Statement #2 refers to the poorly the company is run
A company can be operating in the black, even substantially profitable yet show a net loss due to other, non cash items, such as derivative liabilities.
These derivatives are paper entries on an income statement that do not reflect how well or poorly a company is run. It does not suggest the company SPENT $10m over 9 mos.
With regard to the following:
Derivative liability or not it's PCTL is a money losing venture that is struggling with expenses and isn't capable of managing the added expenses of an increase in business operations.
PCT wasnt (past tense) struggling with expenses, more like struggling with revenue, which I guess is just as bad. Few can argue it wasny managed well based upon the Sept 2019 10Q. Regarding managing an increase in business, I cant agree. Their increase in business has been supplying users with fluids, which is a simple process, not very expensive at all. Also, the CEO claims the company has reached profitability in March 2020 with rev's growing exponentially. Their core business of hospital systems which generate recurring revenue will require capital to meet growing demand
To dismiss their ability to manage the recent good fortune is premature imo. Of course, using math we can determine 99% of pink sheet stocks are worthless crap, therefore the company is crap.

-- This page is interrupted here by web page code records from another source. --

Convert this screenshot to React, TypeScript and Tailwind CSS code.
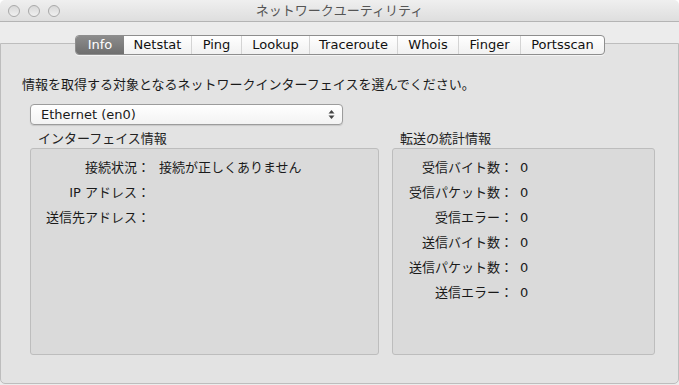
const font = { fontFamily: '"DejaVu Sans", "Noto Sans CJK JP", sans-serif' }

const tabs = [
  { label: 'Info', w: 'w-[48px]' },
  { label: 'Netstat', w: 'w-[67px]' },
  { label: 'Ping', w: 'w-[50px]' },
  { label: 'Lookup', w: 'w-[68px]' },
  { label: 'Traceroute', w: 'w-[88px]' },
  { label: 'Whois', w: 'w-[61px]' },
  { label: 'Finger', w: 'w-[62px]' },
  { label: 'Portsscan', w: 'w-[84px]' },
]

const ifaceRows = [
  { label: '接続状況：', value: '接続が正しくありません' },
  { label: 'IP アドレス：', value: '' },
  { label: '送信先アドレス：', value: '' },
]

const statRows = ['受信バイト数：', '受信パケット数：', '受信エラー：', '送信バイト数：', '送信パケット数：', '送信エラー：']

function TrafficLight() {
  return <span className="size-[12px] rounded-full border border-[#a9a9a9] bg-gradient-to-b from-[#d8d8d8] to-[#f0f0f0]" />
}

export default function App() {
  return (
    <div className="flex h-[385px] w-[679px] flex-col bg-white text-[13px] text-[#1a1a1a]" style={font}>
      <div className="relative flex h-[22px] shrink-0 items-center rounded-t-[5px] border-b border-[#b4b4b4] bg-gradient-to-b from-[#efefef] to-[#dedede] px-[8px]">
        <div className="flex gap-[8px]">
          <TrafficLight />
          <TrafficLight />
          <TrafficLight />
        </div>
        <div className="absolute inset-x-0 top-0 flex h-[21px] items-center justify-center text-[13px] text-[#555]">
          ネットワークユーティリティ
        </div>
      </div>

      <div className="h-[363px] bg-[#ececec] pt-[21px]">
        <div className="flex h-[341px] flex-col rounded-b-[5px] border border-[#bdbdbd] bg-[#e3e3e3]">
          <div className="-mt-[9px] flex justify-center pl-[1px]">
            <div className="flex h-[20px] overflow-hidden rounded-[4px] border border-[#8e8e8e] bg-gradient-to-b from-white to-[#f1f1f1] shadow-[0_1px_0_rgba(255,255,255,0.6)]">
              {tabs.map((t, i) => (
                <div
                  key={t.label}
                  className={`flex ${t.w} items-center justify-center ${
                    i === 0
                      ? 'bg-gradient-to-b from-[#8c8c8c] to-[#6f6f6f] text-white'
                      : 'text-[#111]'
                  } ${i > 1 ? 'border-l border-[#d4d4d4]' : ''}`}
                >
                  {t.label}
                </div>
              ))}
            </div>
          </div>

          <p className="mt-[22px] pl-[21px] leading-[16px]">
            情報を取得する対象となるネットワークインターフェイスを選んでください。
          </p>

          <div className="ml-[29px] mt-[11px] flex h-[21px] w-[313px] items-center justify-between rounded-[4px] border border-[#9c9c9c] bg-gradient-to-b from-white to-[#f3f3f3] pl-[10px] pr-[7px] shadow-[0_1px_1px_rgba(0,0,0,0.12)]">
            <span>Ethernet (en0)</span>
            <svg width="7" height="11" viewBox="0 0 7 11">
              <path d="M3.5 1 L6.5 4.5 L0.5 4.5 Z" fill="#444" />
              <path d="M3.5 10 L6.5 6.5 L0.5 6.5 Z" fill="#444" />
            </svg>
          </div>

          <div className="mt-[5px] flex gap-[13px] pl-[29px]">
            <div className="flex flex-col">
              <div className="h-[18px] pl-[8px] leading-[18px] text-[#222]">インターフェイス情報</div>
              <div className="h-[207px] w-[349px] rounded-[3px] border border-[#bdbdbd] bg-[#dadada] pt-[6px]">
                {ifaceRows.map((r) => (
                  <div key={r.label} className="flex h-[25px] items-center">
                    <span className="w-[119px] text-right">{r.label}</span>
                    <span className="pl-[9px]">{r.value}</span>
                  </div>
                ))}
              </div>
            </div>
            <div className="flex flex-col">
              <div className="h-[18px] pl-[8px] leading-[18px] text-[#222]">転送の統計情報</div>
              <div className="h-[207px] w-[263px] rounded-[3px] border border-[#bdbdbd] bg-[#dadada] pt-[6px]">
                {statRows.map((r) => (
                  <div key={r} className="flex h-[25px] items-center">
                    <span className="w-[120px] text-right">{r}</span>
                    <span className="pl-[7px]">0</span>
                  </div>
                ))}
              </div>
            </div>
          </div>
        </div>
      </div>
    </div>
  )
}
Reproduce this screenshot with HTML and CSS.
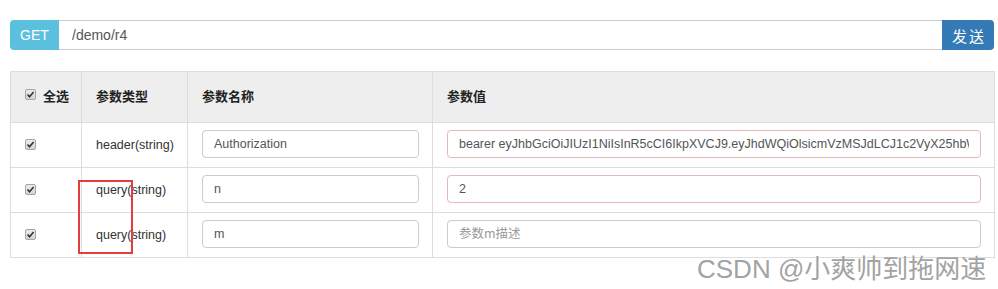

Not agreeing or disagreeing. Making the point derivatives can mislead investors. It's possible those derivatives add $10m in income on next report, based upon how the price of the stock moves. IT could show the company with a $7m profit all because of derivatives. I know it would be BS just like the $7m hit they took in Q3 2019.
Curious, had that been the case, would you have championed the company because it made $7m profit??